Summary of Ask.com’s SERP:
Ask.com did a great job with this SERPs page. I can probably find the information that I am looking for even without looking at the actual organic search results. The Ask.com SERPs are not any worse than Google’s for this search term, and some of the first page results overlap.
- Google puts it extra services as links at the top of the page. There is no preview of images and news like on Ask.com. Google often integrates Google News and Google Local/Maps into the SERPs making the SERPs muddled and confusing.

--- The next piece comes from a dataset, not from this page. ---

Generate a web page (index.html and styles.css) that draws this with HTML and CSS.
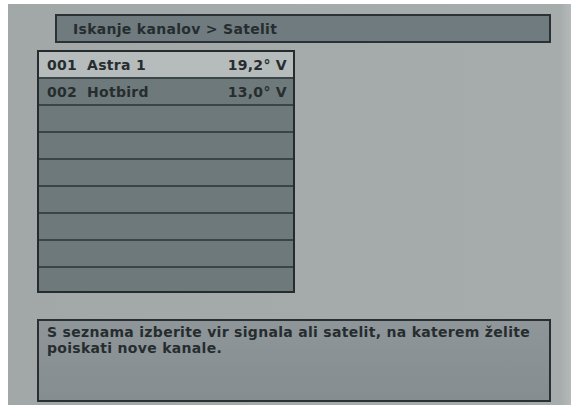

- Instead of putting Wikipedia in the sidebar like Ask.com, Google usually puts Wikipedia near the top of the SERPs. In this case Wikipedia is #1. The Ask.com makes more sense. If Wikipedia is going to be a result for just about every major search term, give the site its own sidebar block.
- Google puts the related searches at the bottom. I think Ask has them in a more usable location. Ask.com’s SERPs are made for finding information at a quick glance; Google’s SERPs are not as well designed.
- Google puts images of Japan at the bottom of the page in this case. It would make more sense to put the images at the top or in a sidebar like Ask.com.
- The one place where I think Google did a better job than Ask.com in this comparison of SERPs is that in Google it’s easier to tell what part of the page is the sponsored ads.
Summary of Google.com’s SERP:
Google’s search engine results page is mediocre in comparison to what Ask.com has done. Google has not even provided better organic search results than Ask.com in this case.
Conclusion of Ask.com vs. Google
I’m going to continue this comparison by setting my default search engine to Ask.com for at least a week. I will follow up soon on the results of my experiment.
This was a brilliant job done by Ask.com on their search engine results page for the keyword Japan.